━━━━━ DATA PROVIDED

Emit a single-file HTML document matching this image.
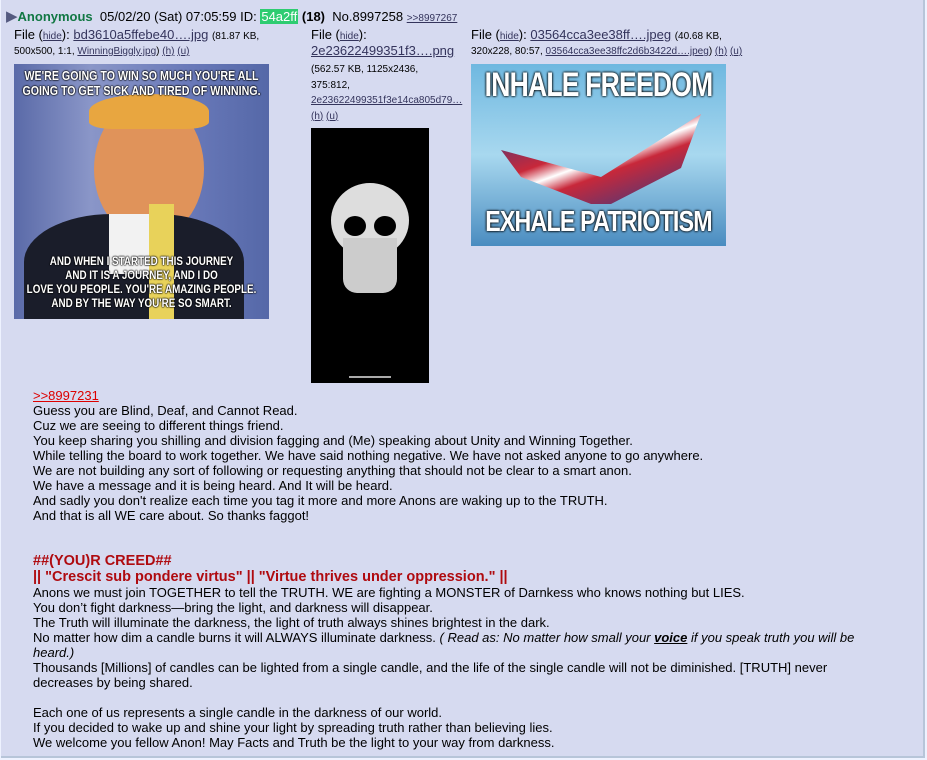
<!DOCTYPE html>
<html><head><meta charset="utf-8"><style>
body{margin:0;background:#eef2ff;width:927px;height:760px;overflow:hidden;font-family:"Liberation Sans",Arial,sans-serif;color:#000;}
.post{position:absolute;left:1px;top:0;width:922px;height:756px;background:#d6daf0;border-right:2px solid #b7c5d9;border-bottom:2px solid #b7c5d9;}
.a{position:absolute;white-space:nowrap;}
a{color:#34345c;}
.sm{font-size:10px;}
.f{font-size:13px;}
.txt{position:absolute;left:32px;font-size:13px;line-height:15px;white-space:nowrap;}
.red{color:#af0a0f;font-weight:bold;font-size:14.5px;line-height:16px;}
.cap{position:absolute;left:-20px;width:295px;text-align:center;color:#fff;font-weight:bold;transform:scaleX(0.82);text-shadow:0 0 2px #000,0 0 2px #000,0 0 1px #000;}
</style></head><body>
<div class="post">
<div class="a" style="left:5px;top:7px;font-size:13px;">
<span style="color:#555a80;font-size:15px;">&#9654;</span><b style="color:#117743;">Anonymous</b>&nbsp; 05/02/20 (Sat) 07:05:59 ID: <span style="background:#2ecc71;color:#fff;padding:0 1px;">54a2ff</span> <b>(18)</b>&nbsp; No.8997258 <a class="sm" href="#">&gt;&gt;8997267</a></div>

<div class="a f" style="left:13px;top:27px;">File (<a class="sm" href="#">hide</a>): <a href="#">bd3610a5ffebe40….jpg</a> <span class="sm">(81.87 KB,</span></div>
<div class="a sm" style="left:13px;top:46px;">500x500, 1:1, <a href="#">WinningBiggly.jpg</a>) <a href="#">(h)</a> <a href="#">(u)</a></div>

<div class="a f" style="left:310px;top:27px;">File (<a class="sm" href="#">hide</a>):</div>
<div class="a f" style="left:310px;top:43px;"><a href="#">2e23622499351f3….png</a></div>
<div class="a sm" style="left:310px;top:62px;line-height:15.5px;">(562.57 KB, 1125x2436,<br>375:812,<br><a href="#">2e23622499351f3e14ca805d79…</a><br><a href="#">(h)</a> <a href="#">(u)</a></div>

<div class="a f" style="left:470px;top:27px;">File (<a class="sm" href="#">hide</a>): <a href="#">03564cca3ee38ff….jpeg</a> <span class="sm">(40.68 KB,</span></div>
<div class="a sm" style="left:470px;top:46px;">320x228, 80:57, <a href="#">03564cca3ee38ffc2d6b3422d….jpeg</a>) <a href="#">(h)</a> <a href="#">(u)</a></div>

<!-- trump image -->
<div class="a" style="left:13px;top:64px;width:255px;height:255px;background:linear-gradient(90deg,#5a6aa8 0%,#8a96c8 30%,#6878b8 70%,#5568a8 100%);overflow:hidden;">
<div style="position:absolute;left:80px;top:35px;width:110px;height:140px;border-radius:50%;background:#e0935a;"></div>
<div style="position:absolute;left:75px;top:30px;width:120px;height:35px;border-radius:50% 50% 20% 20%;background:#e8a640;"></div>
<div style="position:absolute;left:10px;top:150px;width:220px;height:120px;border-radius:40% 40% 0 0;background:#1a1d2a;"></div>
<div style="position:absolute;left:95px;top:150px;width:45px;height:60px;background:#f2f2f2;"></div>
<div style="position:absolute;left:135px;top:140px;width:25px;height:115px;background:#e8d25a;"></div>
<div class="cap" style="top:4px;font-size:13px;line-height:15px;">WE'RE GOING TO WIN SO MUCH YOU'RE ALL<br>GOING TO GET SICK AND TIRED OF WINNING.</div>
<div class="cap" style="top:190px;font-size:12px;line-height:14px;">AND WHEN I STARTED THIS JOURNEY<br>AND IT IS A JOURNEY, AND I DO<br>LOVE YOU PEOPLE. YOU'RE AMAZING PEOPLE.<br>AND BY THE WAY YOU'RE SO SMART.</div>
</div>

<!-- skull image -->
<div class="a" style="left:310px;top:128px;width:118px;height:255px;background:#000;overflow:hidden;">
<div style="position:absolute;left:20px;top:55px;width:78px;height:75px;border-radius:50%;background:#ddd;"></div>
<div style="position:absolute;left:32px;top:110px;width:54px;height:55px;background:#ccc;border-radius:0 0 14px 14px;"></div>
<div style="position:absolute;left:33px;top:88px;width:22px;height:20px;border-radius:50%;background:#000;"></div>
<div style="position:absolute;left:63px;top:88px;width:22px;height:20px;border-radius:50%;background:#000;"></div>
<div style="position:absolute;left:38px;top:248px;width:42px;height:2px;background:#aaa;"></div>
</div>

<!-- eagle image -->
<div class="a" style="left:470px;top:64px;width:255px;height:182px;background:linear-gradient(180deg,#6fb8e0 0%,#a8d8ef 50%,#4a8cc0 100%);overflow:hidden;">
<div style="position:absolute;left:30px;top:50px;width:200px;height:90px;background:linear-gradient(160deg,#2a3c8a 0%,#c8283a 40%,#fff 50%,#c8283a 60%,#2a3c8a 100%);clip-path:polygon(0 40%,50% 70%,100% 0,90% 60%,55% 100%,45% 100%,10% 70%);"></div>
<div style="position:absolute;left:-20px;top:2px;width:295px;text-align:center;color:#fff;font:bold 34px 'Liberation Sans';letter-spacing:-1px;transform:scaleX(0.78);text-shadow:0 0 3px #000,0 0 3px #000;">INHALE FREEDOM</div>
<div style="position:absolute;left:-20px;top:142px;width:295px;text-align:center;color:#fff;font:bold 29px 'Liberation Sans';letter-spacing:-1px;transform:scaleX(0.8);text-shadow:0 0 3px #000,0 0 3px #000;">EXHALE PATRIOTISM</div>
</div>

<div class="txt" style="top:388px;"><a href="#" style="color:#d00;">&gt;&gt;8997231</a><br>Guess you are Blind, Deaf, and Cannot Read.<br>Cuz we are seeing to different things friend.<br>You keep sharing you shilling and division fagging and (Me) speaking about Unity and Winning Together.<br>While telling the board to work together. We have said nothing negative. We have not asked anyone to go anywhere.<br>We are not building any sort of following or requesting anything that should not be clear to a smart anon.<br>We have a message and it is being heard. And It will be heard.<br>And sadly you don't realize each time you tag it more and more Anons are waking up to the TRUTH.<br>And that is all WE care about. So thanks faggot!</div>

<div class="txt red" style="top:553px;">##(YOU)R CREED##<br>|| "Crescit sub pondere virtus" || "Virtue thrives under oppression." ||</div>
<div class="txt" style="top:585px;">Anons we must join TOGETHER to tell the TRUTH. WE are fighting a MONSTER of Darnkess who knows nothing but LIES.<br>You don’t fight darkness—bring the light, and darkness will disappear.<br>The Truth will illuminate the darkness, the light of truth always shines brightest in the dark.<br>No matter how dim a candle burns it will ALWAYS illuminate darkness. <i>( Read as: No matter how small your <b><u>voice</u></b> if you speak truth you will be</i><br><i>heard.)</i><br>Thousands [Millions] of candles can be lighted from a single candle, and the life of the single candle will not be diminished. [TRUTH] never<br>decreases by being shared.<br><br>Each one of us represents a single candle in the darkness of our world.<br>If you decided to wake up and shine your light by spreading truth rather than believing lies.<br>We welcome you fellow Anon! May Facts and Truth be the light to your way from darkness.</div>
</div>
</body></html>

━━━━━━━━━━

◆ PROBLEM REQUIREMENTS ◆
Write out each line of the data exactly; the images should be left out.

◆ FULL SOLUTION ◆
Emit a single-file HTML document matching this image.
<!DOCTYPE html>
<html><head><meta charset="utf-8"><style>
body{margin:0;background:#eef2ff;width:927px;height:760px;overflow:hidden;font-family:"Liberation Sans",Arial,sans-serif;color:#000;}
.post{position:absolute;left:1px;top:0;width:922px;height:756px;background:#d6daf0;border-right:2px solid #b7c5d9;border-bottom:2px solid #b7c5d9;}
.a{position:absolute;white-space:nowrap;}
a{color:#34345c;}
.sm{font-size:10px;}
.f{font-size:13px;}
.txt{position:absolute;left:32px;font-size:13px;line-height:15px;white-space:nowrap;}
.red{color:#af0a0f;font-weight:bold;font-size:14.5px;line-height:16px;}
.cap{position:absolute;left:-20px;width:295px;text-align:center;color:#fff;font-weight:bold;transform:scaleX(0.82);text-shadow:0 0 2px #000,0 0 2px #000,0 0 1px #000;}
</style></head><body>
<div class="post">
<div class="a" style="left:5px;top:7px;font-size:13px;">
<span style="color:#555a80;font-size:15px;">&#9654;</span><b style="color:#117743;">Anonymous</b>&nbsp; 05/02/20 (Sat) 07:05:59 ID: <span style="background:#2ecc71;color:#fff;padding:0 1px;">54a2ff</span> <b>(18)</b>&nbsp; No.8997258 <a class="sm" href="#">&gt;&gt;8997267</a></div>

<div class="a f" style="left:13px;top:27px;">File (<a class="sm" href="#">hide</a>): <a href="#">bd3610a5ffebe40….jpg</a> <span class="sm">(81.87 KB,</span></div>
<div class="a sm" style="left:13px;top:46px;">500x500, 1:1, <a href="#">WinningBiggly.jpg</a>) <a href="#">(h)</a> <a href="#">(u)</a></div>

<div class="a f" style="left:310px;top:27px;">File (<a class="sm" href="#">hide</a>):</div>
<div class="a f" style="left:310px;top:43px;"><a href="#">2e23622499351f3….png</a></div>
<div class="a sm" style="left:310px;top:62px;line-height:15.5px;">(562.57 KB, 1125x2436,<br>375:812,<br><a href="#">2e23622499351f3e14ca805d79…</a><br><a href="#">(h)</a> <a href="#">(u)</a></div>

<div class="a f" style="left:470px;top:27px;">File (<a class="sm" href="#">hide</a>): <a href="#">03564cca3ee38ff….jpeg</a> <span class="sm">(40.68 KB,</span></div>
<div class="a sm" style="left:470px;top:46px;">320x228, 80:57, <a href="#">03564cca3ee38ffc2d6b3422d….jpeg</a>) <a href="#">(h)</a> <a href="#">(u)</a></div>

<!-- trump image -->
<div class="a" style="left:13px;top:64px;width:255px;height:255px;background:linear-gradient(90deg,#5a6aa8 0%,#8a96c8 30%,#6878b8 70%,#5568a8 100%);overflow:hidden;">
<div style="position:absolute;left:80px;top:35px;width:110px;height:140px;border-radius:50%;background:#e0935a;"></div>
<div style="position:absolute;left:75px;top:30px;width:120px;height:35px;border-radius:50% 50% 20% 20%;background:#e8a640;"></div>
<div style="position:absolute;left:10px;top:150px;width:220px;height:120px;border-radius:40% 40% 0 0;background:#1a1d2a;"></div>
<div style="position:absolute;left:95px;top:150px;width:45px;height:60px;background:#f2f2f2;"></div>
<div style="position:absolute;left:135px;top:140px;width:25px;height:115px;background:#e8d25a;"></div>
<div class="cap" style="top:4px;font-size:13px;line-height:15px;">WE'RE GOING TO WIN SO MUCH YOU'RE ALL<br>GOING TO GET SICK AND TIRED OF WINNING.</div>
<div class="cap" style="top:190px;font-size:12px;line-height:14px;">AND WHEN I STARTED THIS JOURNEY<br>AND IT IS A JOURNEY, AND I DO<br>LOVE YOU PEOPLE. YOU'RE AMAZING PEOPLE.<br>AND BY THE WAY YOU'RE SO SMART.</div>
</div>

<!-- skull image -->
<div class="a" style="left:310px;top:128px;width:118px;height:255px;background:#000;overflow:hidden;">
<div style="position:absolute;left:20px;top:55px;width:78px;height:75px;border-radius:50%;background:#ddd;"></div>
<div style="position:absolute;left:32px;top:110px;width:54px;height:55px;background:#ccc;border-radius:0 0 14px 14px;"></div>
<div style="position:absolute;left:33px;top:88px;width:22px;height:20px;border-radius:50%;background:#000;"></div>
<div style="position:absolute;left:63px;top:88px;width:22px;height:20px;border-radius:50%;background:#000;"></div>
<div style="position:absolute;left:38px;top:248px;width:42px;height:2px;background:#aaa;"></div>
</div>

<!-- eagle image -->
<div class="a" style="left:470px;top:64px;width:255px;height:182px;background:linear-gradient(180deg,#6fb8e0 0%,#a8d8ef 50%,#4a8cc0 100%);overflow:hidden;">
<div style="position:absolute;left:30px;top:50px;width:200px;height:90px;background:linear-gradient(160deg,#2a3c8a 0%,#c8283a 40%,#fff 50%,#c8283a 60%,#2a3c8a 100%);clip-path:polygon(0 40%,50% 70%,100% 0,90% 60%,55% 100%,45% 100%,10% 70%);"></div>
<div style="position:absolute;left:-20px;top:2px;width:295px;text-align:center;color:#fff;font:bold 34px 'Liberation Sans';letter-spacing:-1px;transform:scaleX(0.78);text-shadow:0 0 3px #000,0 0 3px #000;">INHALE FREEDOM</div>
<div style="position:absolute;left:-20px;top:142px;width:295px;text-align:center;color:#fff;font:bold 29px 'Liberation Sans';letter-spacing:-1px;transform:scaleX(0.8);text-shadow:0 0 3px #000,0 0 3px #000;">EXHALE PATRIOTISM</div>
</div>

<div class="txt" style="top:388px;"><a href="#" style="color:#d00;">&gt;&gt;8997231</a><br>Guess you are Blind, Deaf, and Cannot Read.<br>Cuz we are seeing to different things friend.<br>You keep sharing you shilling and division fagging and (Me) speaking about Unity and Winning Together.<br>While telling the board to work together. We have said nothing negative. We have not asked anyone to go anywhere.<br>We are not building any sort of following or requesting anything that should not be clear to a smart anon.<br>We have a message and it is being heard. And It will be heard.<br>And sadly you don't realize each time you tag it more and more Anons are waking up to the TRUTH.<br>And that is all WE care about. So thanks faggot!</div>

<div class="txt red" style="top:553px;">##(YOU)R CREED##<br>|| "Crescit sub pondere virtus" || "Virtue thrives under oppression." ||</div>
<div class="txt" style="top:585px;">Anons we must join TOGETHER to tell the TRUTH. WE are fighting a MONSTER of Darnkess who knows nothing but LIES.<br>You don’t fight darkness—bring the light, and darkness will disappear.<br>The Truth will illuminate the darkness, the light of truth always shines brightest in the dark.<br>No matter how dim a candle burns it will ALWAYS illuminate darkness. <i>( Read as: No matter how small your <b><u>voice</u></b> if you speak truth you will be</i><br><i>heard.)</i><br>Thousands [Millions] of candles can be lighted from a single candle, and the life of the single candle will not be diminished. [TRUTH] never<br>decreases by being shared.<br><br>Each one of us represents a single candle in the darkness of our world.<br>If you decided to wake up and shine your light by spreading truth rather than believing lies.<br>We welcome you fellow Anon! May Facts and Truth be the light to your way from darkness.</div>
</div>
</body></html>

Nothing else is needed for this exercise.